Предлагаем ли мы, приводя этот пример, понимать стихи наперекор намеренью поэта? Нисколько; но следует различать то, что он говорит ими как поэт, от того, что ему хотелось бы ими высказать в порядке обычной речи, смешивающей смыслы и значения. Такое различение часто, хоть и не всегда, совпадает с отмежеванием того, что ему удалось поэтически высказать от того, что ему, как поэту высказать не удалось. Мотивы высказыванья, как житейские, так и литературные (вослед традиции или вопреки ей) тут значения не имеют; дерзость так же может привести к неудаче, как покорность, и наоборот. Но то, что высказано в слиянии звука и смысла, то высказано навсегда, — оттого-то и остаются иногда от поэтов отдельные строчки. Неувядаемо мил у Джона Шеффилда, герцога Бэкингемского или, как его долгое время именовали, Бэкингемширского, первый стих его мадригала
Like children in a starry night
[219],а дальше мы узнаем, что упомянул он о детях в звездную ночь лишь для сравненья: как они не понимают могущества звезд, так он когда-то не понимал могущества глаз своей возлюбленной.
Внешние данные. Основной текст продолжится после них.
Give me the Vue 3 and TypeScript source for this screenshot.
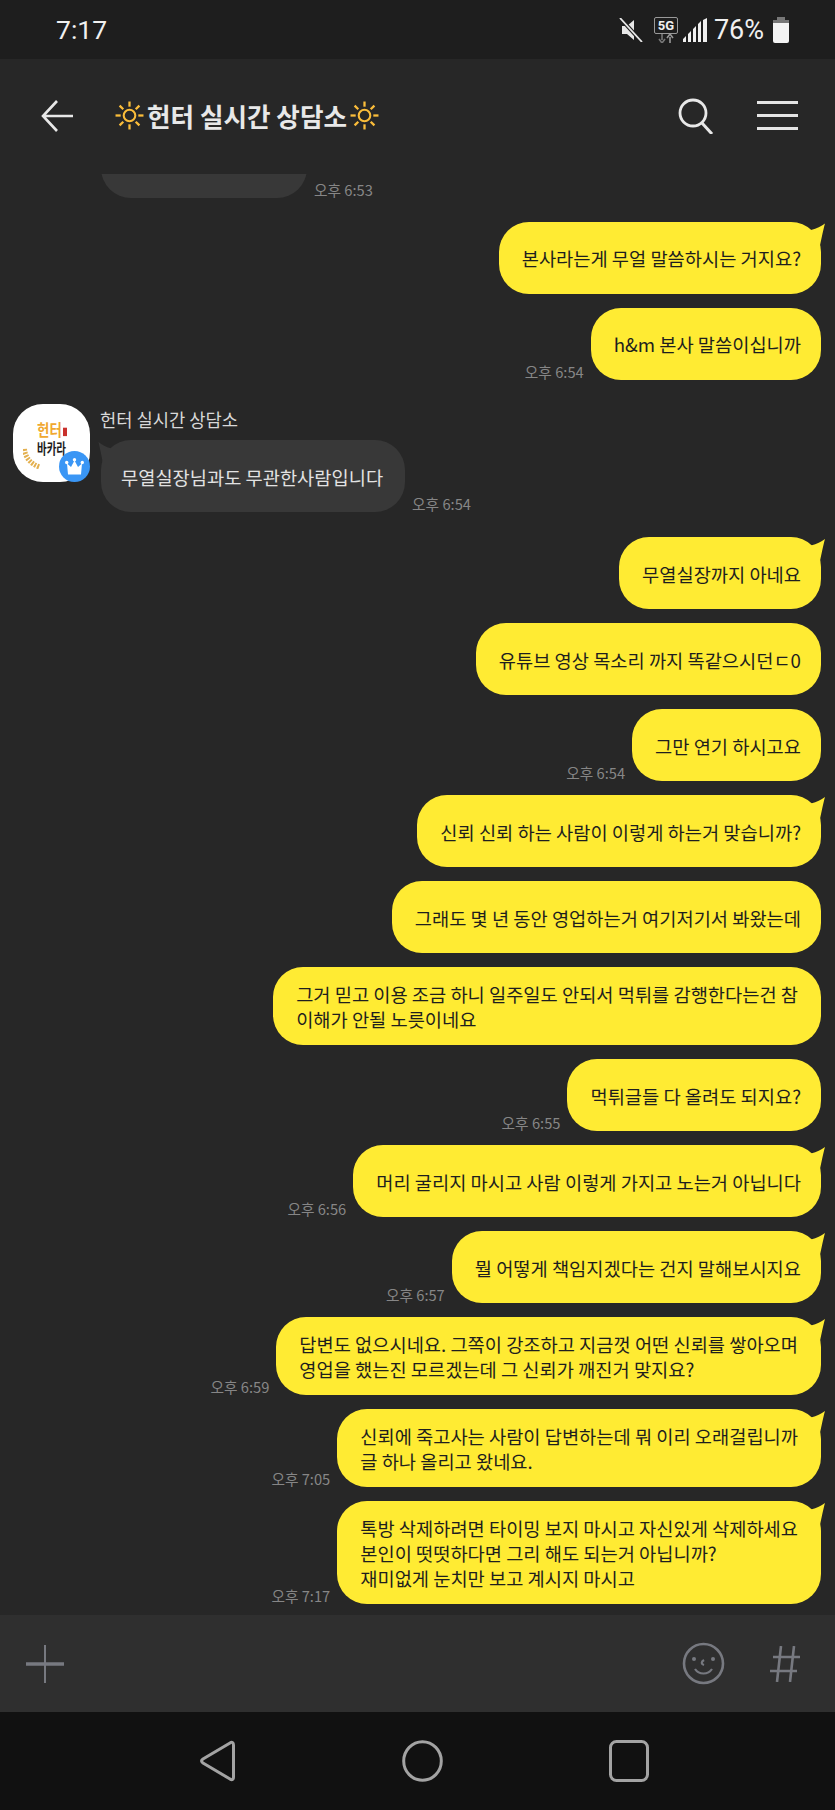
<script setup lang="ts">
interface Message {
  text: string
  time?: string
  tail?: boolean
}

const messages: Message[] = [
  { text: '본사라는게 무얼 말씀하시는 거지요?', tail: true },
  { text: 'h&m 본사 말씀이십니까', time: '오후 6:54' },
]

const laterMessages: Message[] = [
  { text: '무열실장까지 아네요', tail: true },
  { text: '유튜브 영상 목소리 까지 똑같으시던ㄷ0' },
  { text: '그만 연기 하시고요', time: '오후 6:54' },
  { text: '신뢰 신뢰 하는 사람이 이렇게 하는거 맞습니까?', tail: true },
  { text: '그래도 몇 년 동안 영업하는거 여기저기서 봐왔는데' },
  { text: '그거 믿고 이용 조금 하니 일주일도 안되서 먹튀를 감행한다는건 참\n이해가 안될 노릇이네요' },
  { text: '먹튀글들 다 올려도 되지요?', time: '오후 6:55' },
  { text: '머리 굴리지 마시고 사람 이렇게 가지고 노는거 아닙니다', time: '오후 6:56', tail: true },
  { text: '뭘 어떻게 책임지겠다는 건지 말해보시지요', time: '오후 6:57', tail: true },
  { text: '답변도 없으시네요. 그쪽이 강조하고 지금껏 어떤 신뢰를 쌓아오며\n영업을 했는진 모르겠는데 그 신뢰가 깨진거 맞지요?', time: '오후 6:59', tail: true },
  { text: '신뢰에 죽고사는 사람이 답변하는데 뭐 이리 오래걸립니까\n글 하나 올리고 왔네요.', time: '오후 7:05', tail: true },
  { text: '톡방 삭제하려면 타이밍 보지 마시고 자신있게 삭제하세요\n본인이 떳떳하다면 그리 해도 되는거 아닙니까?\n재미없게 눈치만 보고 계시지 마시고', time: '오후 7:17', tail: true },
]

const rays = [0, 45, 90, 135, 180, 225, 270, 315]
</script>

<template>
  <div class="phone">
    <div class="status">
      <span class="clock">7:17</span>
      <div class="status-icons">
        <svg width="24" height="24" viewBox="0 0 24 24" class="mute">
          <path d="M3 8h5l7-6v20l-7-6H3z" fill="#e8e8e8" />
          <path d="M1 0l22 24" stroke="#1e1e1e" stroke-width="4" />
          <path d="M1 0l22 24" stroke="#e8e8e8" stroke-width="1.8" />
        </svg>
        <div class="fiveg">
          <span class="fiveg-box">5G</span>
          <svg width="22" height="9" viewBox="0 0 22 9">
            <path d="M7 0v6M4 5l3 4 3-4" stroke="#777" stroke-width="1.6" fill="none" />
            <path d="M15 9V3M12 4l3-4 3 4" stroke="#999" stroke-width="1.6" fill="none" />
          </svg>
        </div>
        <svg width="25" height="24" viewBox="0 0 25 24" class="signal">
          <path d="M0 24v-3l3-3v6zM5 24v-8l3-3v11zM10 24V11l3-3v16zM15 24V6l3-3v21zM20 24V2l4-2v24z" fill="#f0f0f0" />
        </svg>
        <span class="battery-text">76%</span>
        <div class="battery"><span class="battery-cap"></span><span class="battery-top"></span><span class="battery-body"></span></div>
      </div>
    </div>

    <header class="header">
      <svg width="32" height="32" viewBox="0 0 32 32" class="back">
        <path d="M16 1L2 16l14 15M2 16h30" fill="none" stroke="#e8e8e8" stroke-width="2.6" />
      </svg>
      <div class="title">
        <svg width="29" height="29" viewBox="0 0 28 28">
          <circle cx="14" cy="14" r="5.6" fill="none" stroke="#fbbd3a" stroke-width="2" />
          <path v-for="r in rays" :key="r" d="M14 0.500v5" stroke="#fbbd3a" stroke-width="2.2" :transform="`rotate(${r} 14 14)`" />
        </svg>
        <span>헌터 실시간 상담소</span>
        <svg width="29" height="29" viewBox="0 0 28 28">
          <circle cx="14" cy="14" r="5.6" fill="none" stroke="#fbbd3a" stroke-width="2" />
          <path v-for="r in rays" :key="r" d="M14 0.500v5" stroke="#fbbd3a" stroke-width="2.2" :transform="`rotate(${r} 14 14)`" />
        </svg>
      </div>
      <svg width="36" height="36" viewBox="0 0 36 36" class="search">
        <circle cx="15" cy="15" r="13" fill="none" stroke="#e8e8e8" stroke-width="2.8" />
        <path d="M24 25l10 11" stroke="#e8e8e8" stroke-width="3" />
      </svg>
      <div class="menu"><span></span><span></span><span></span></div>
    </header>

    <main class="chat">
      <div class="row in-clip">
        <div class="bubble incoming old"></div>
        <span class="time">오후 6:53</span>
      </div>

      <div v-for="(m, i) in messages" :key="i" class="row sent">
        <span v-if="m.time" class="time">{{ m.time }}</span>
        <div class="bubble outgoing" :class="{ tail: m.tail }">{{ m.text }}</div>
      </div>

      <div class="incoming-group">
        <div class="avatar">
          <div class="logo">
            <span class="logo-top">헌터<i></i></span>
            <span class="logo-bottom">바카라</span>
            <svg width="18" height="21" viewBox="0 0 18 21" class="wheat">
              <path d="M1.500 1c.5 8 6 15 15 18" fill="none" stroke="#e3b04f" stroke-width="5" stroke-dasharray="2 1.200" />
            </svg>
          </div>
          <span class="badge">
            <svg width="19" height="17" viewBox="0 0 19 17">
              <path d="M2 5.500l4 3.500 3.500-6.500L13 9l4-3.500L16 16.500H3z" fill="#fff" />
              <circle cx="1.700" cy="4.500" r="1.700" fill="#fff" />
              <circle cx="9.500" cy="1.700" r="1.700" fill="#fff" />
              <circle cx="17.300" cy="4.500" r="1.700" fill="#fff" />
            </svg>
          </span>
        </div>
        <div class="incoming-body">
          <div class="name">헌터 실시간 상담소</div>
          <div class="row">
            <div class="bubble incoming tail">무열실장님과도 무관한사람입니다</div>
            <span class="time">오후 6:54</span>
          </div>
        </div>
      </div>

      <div v-for="(m, i) in laterMessages" :key="i" class="row sent">
        <span v-if="m.time" class="time">{{ m.time }}</span>
        <div class="bubble outgoing" :class="{ tail: m.tail, multi: m.text.includes('\n') }">{{ m.text }}</div>
      </div>
    </main>

    <div class="inputbar">
      <svg width="38" height="38" viewBox="0 0 38 38">
        <path d="M19 0v38" stroke="#777980" stroke-width="2" />
        <path d="M0 19h38" stroke="#777980" stroke-width="3.4" />
      </svg>
      <div class="input-right">
        <svg width="43" height="43" viewBox="0 0 43 43">
          <circle cx="21.500" cy="21.500" r="19.500" fill="none" stroke="#777980" stroke-width="2.600" />
          <circle cx="12" cy="17" r="2" fill="#777980" />
          <circle cx="31" cy="17" r="2" fill="#777980" />
          <path d="M22 18c-3 2-3 4 0 5M13 27c4 6 13 6 17 0" fill="none" stroke="#777980" stroke-width="2.200" />
        </svg>
        <svg width="30" height="36" viewBox="0 0 30 36">
          <path d="M11 0L7 36M24 0l-4 36M3 11h27M0 25h27" stroke="#777980" stroke-width="2.600" fill="none" />
        </svg>
      </div>
    </div>

    <nav class="navbar">
      <svg width="36" height="42" viewBox="0 0 36 42">
        <path d="M30 3c2-1.500 3.500-.5 3.500 2v32c0 2.500-1.500 3.500-3.500 2L3 23c-2-1.500-2-2.500 0-4z" fill="none" stroke="#a3a3a3" stroke-width="3" />
      </svg>
      <svg width="41" height="42" viewBox="0 0 41 42">
        <ellipse cx="20.500" cy="21" rx="18.800" ry="19.300" fill="none" stroke="#a3a3a3" stroke-width="3" />
      </svg>
      <svg width="40" height="42" viewBox="0 0 40 42">
        <rect x="1.500" y="1.500" width="37" height="39" rx="6" fill="none" stroke="#a3a3a3" stroke-width="3" />
      </svg>
    </nav>
  </div>
</template>

<style scoped>
.phone {
  width: 835px;
  height: 1810px;
  display: flex;
  flex-direction: column;
  overflow: hidden;
  background: #272727;
  font-family: "Noto Sans CJK KR", "Noto Sans", sans-serif;
}

.status {
  height: 59px;
  flex: none;
  display: flex;
  align-items: center;
  justify-content: space-between;
  padding: 0 46px 0 56px;
  background: #1e1e1e;
  color: #f0f0f0;
}

.clock {
  font-family: Roboto, sans-serif;
  font-size: 26.500px;
}

.status-icons {
  display: flex;
  align-items: center;
}

.mute {
  margin-right: 11px;
}

.fiveg {
  display: flex;
  flex-direction: column;
  align-items: center;
  width: 24px;
  margin-right: 5px;
}

.fiveg-box {
  width: 24px;
  height: 17px;
  box-sizing: border-box;
  border: 1px solid #999;
  border-radius: 2px;
  font-family: Roboto, sans-serif;
  font-size: 13px;
  font-weight: 700;
  line-height: 15px;
  text-align: center;
}

.battery-text {
  font-family: Roboto, sans-serif;
  font-size: 27px;
  margin: 0 9px 0 6px;
}

.battery {
  width: 16px;
  height: 26px;
  display: flex;
  flex-direction: column;
  align-items: center;
}

.battery-cap {
  width: 8px;
  height: 3px;
  background: #777;
}

.battery-top {
  width: 16px;
  height: 3px;
  background: #777;
}

.battery-body {
  width: 16px;
  flex: 1;
  background: #f4f4f4;
  border-radius: 0 0 2px 2px;
}

.header {
  height: 113px;
  flex: none;
  display: flex;
  align-items: center;
  padding: 0 37px 2px 41px;
}

.title {
  display: flex;
  align-items: center;
  gap: 3px;
  margin-left: 42px;
  flex: 1;
  color: #e8e8e8;
  font-size: 25.600px;
  font-weight: 700;
}

.search {
  margin-right: 43px;
}

.menu {
  width: 41px;
  display: flex;
  flex-direction: column;
  gap: 10px;
}

.menu span {
  height: 3px;
  background: #e4e4e4;
}

.chat {
  flex: 1;
  min-height: 0;
  display: flex;
  flex-direction: column;
  justify-content: flex-end;
  gap: 14px;
  padding-bottom: 11px;
  overflow: hidden;
}

.row {
  display: flex;
  align-items: flex-end;
  gap: 7px;
  flex: none;
}

.in-clip {
  padding-left: 101px;
  margin-bottom: 10px;
}

.sent {
  justify-content: flex-end;
  padding-right: 14px;
}

.time {
  color: #868686;
  font-size: 14.700px;
  line-height: 16px;
  white-space: nowrap;
}

.bubble {
  position: relative;
  box-sizing: border-box;
  min-height: 72px;
  display: flex;
  align-items: center;
  padding: 14px 20px 14px 23px;
  border-radius: 30px;
  font-size: 18.700px;
  line-height: 25px;
  white-space: pre-line;
}

.bubble.multi {
  padding-right: 23px;
}

.outgoing {
  background: #ffeb33;
  color: #1e1e1e;
}

.outgoing.tail::after {
  content: "";
  position: absolute;
  top: 0;
  right: -4px;
  width: 20px;
  height: 24px;
  background: #ffeb33;
  clip-path: path("M20 2C16 5 12 7 6 8.500L6 24L15 24C17 15 18 9 20 2Z");
}

.incoming {
  background: #383838;
  color: #e2e2e2;
  padding: 14px 22px 14px 20px;
}

.incoming.tail::after {
  content: "";
  position: absolute;
  top: 0;
  left: -3px;
  width: 16px;
  height: 24px;
  background: #383838;
  clip-path: path("M0.500 2C4 5 8 7 13 8.500L13 24L5 24C3.500 15 2 9 0.500 2Z");
}

.old {
  width: 206px;
}

.incoming-group {
  display: flex;
  flex: none;
  gap: 10px;
  padding-left: 13px;
  margin: 10px 0 11px;
}

.avatar {
  position: relative;
  width: 77px;
  height: 78px;
  flex: none;
  background: #fff;
  border-radius: 30px;
}

.logo {
  display: flex;
  flex-direction: column;
  align-items: flex-start;
  padding: 17px 0 0 24px;
  font-weight: 700;
}

.logo-top {
  display: flex;
  align-items: flex-end;
  height: 17px;
  color: #f0a830;
  font-size: 13.500px;
  line-height: 17px;
  transform: scaleY(1.200);
}

.logo-top i {
  display: block;
  width: 4px;
  height: 7px;
  margin: 0 0 3px 1px;
  background: #c9302c;
}

.logo-bottom {
  height: 15px;
  margin-top: 2px;
  color: #1c1c1c;
  font-size: 10.500px;
  line-height: 15px;
  transform: scaleY(1.400);
}

.wheat {
  position: absolute;
  left: 10px;
  top: 44px;
}

.badge {
  position: absolute;
  left: 46px;
  top: 47px;
  width: 31px;
  height: 31px;
  border-radius: 50%;
  background: #3a96f5;
  display: flex;
  align-items: center;
  justify-content: center;
}

.incoming-body {
  display: flex;
  flex-direction: column;
  margin-left: 1px;
}

.name {
  height: 33.500px;
  color: #d8d8d8;
  font-size: 17.700px;
  line-height: 24px;
  margin-top: 3px;
  margin-left: -1px;
}

.inputbar {
  height: 97px;
  flex: none;
  display: flex;
  align-items: center;
  justify-content: space-between;
  padding: 0 35px 0 26px;
  background: #2f2f2f;
}

.input-right {
  display: flex;
  align-items: center;
  gap: 45px;
}

.navbar {
  height: 98px;
  flex: none;
  display: flex;
  align-items: center;
  justify-content: center;
  gap: 166px;
  padding-left: 13px;
  background: #111;
}
</style>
И если, относительно двух последних и самых певучих стихов поэмы Виньи «Дом пастуха», комментатор поучает нас, что первый из этих стихов проистекает из неверно переведенной фразы Шекспира («As you like it» IV, 1), а второй имеет в виду замужнюю женщину (г–жу Ольмез), чья любовь вследствие этого и была «угрожаема и молчалива», разве мы не скажем ему: «внимай их пенью и молчи», когда прочтем:
Pleurant, сошше Diane au bord de ses fontaines, Ton amour taciturne et toujours menace
[220].Незаметно мы перешли от смысла слов к смыслу словосочетаний и целых стихов или цепи стихов. Все это взаимообусловлено, и одно от другого неотделимо. Выражаясь немного педантично, можно сказать, что стихотворный синтаксис так же подчинен мимезису и звукосмыслу, как и стихотворная (или поэтическая вообще) лексика. Грамматика, если не включать в нее синтаксис, остается неприкосновенной, поэту не прощается незнание собственного языка, и значение слов даже меньше пострадает, чем их смысл, от ошибки в спряжениях или склонениях. Но, конечно, все смысловые оттенки времен, наклонений, падежей столь же внимательно используются им, как смысловые оттенки слов, которые он своему стиху препоручает. Все это заживет в стихе жизнью стиха, но с этой жизнью стиха синтаксис связан еще теснее, и как раз потому с ним вольней обращается поэт. Он его и не видит иначе, как сквозь интонацию и ритм, да и мы сами, когда говорим о затрудненном синтаксисе некоторых стихотворений Баратынского, ни о чем другом не высказываем суждение, как о их интонации и ритме. Оттого-то инверсии и другие нарушения обычного порядка слов допускаются в стихах даже теми языками, в которых порядок этот регламентирован строже, чем в нашем языке. Но было бы наивно думать, что такие «поблажки» определяются трудностью «втиснуть в строчку» враждебный метрике словесный материал. Стихотворный синтаксис, как и всякий другой, подчиняется смыслу, но именно смыслу, больше чем значению слов и предложений, и звукосмыслу, а не смыслу, для которого не важен звук. Поэтому соседство слов существенней бывает для него — не только из-за звука, как многие думают, но и по смыслу или звукосмыслу — чем их синтаксическая связь (в качестве подлежащих, сказуемых, прямых дополнений, определений), еще и обозначаемая нередко союзами или предлогами, которым придать выразительность бывает трудно, а то и невозможно. Малларме, в поздних стихах, постоянно их выбрасывая и почти отказавшись от знаков препинанья, заметно приближался к устранению разницы между частями предложения, если не между частями речи; это был рискованный вывод из посылок вполне правильных. Смысл поэтической речи— особый; оттого и проявляться, члениться он должен особым образом.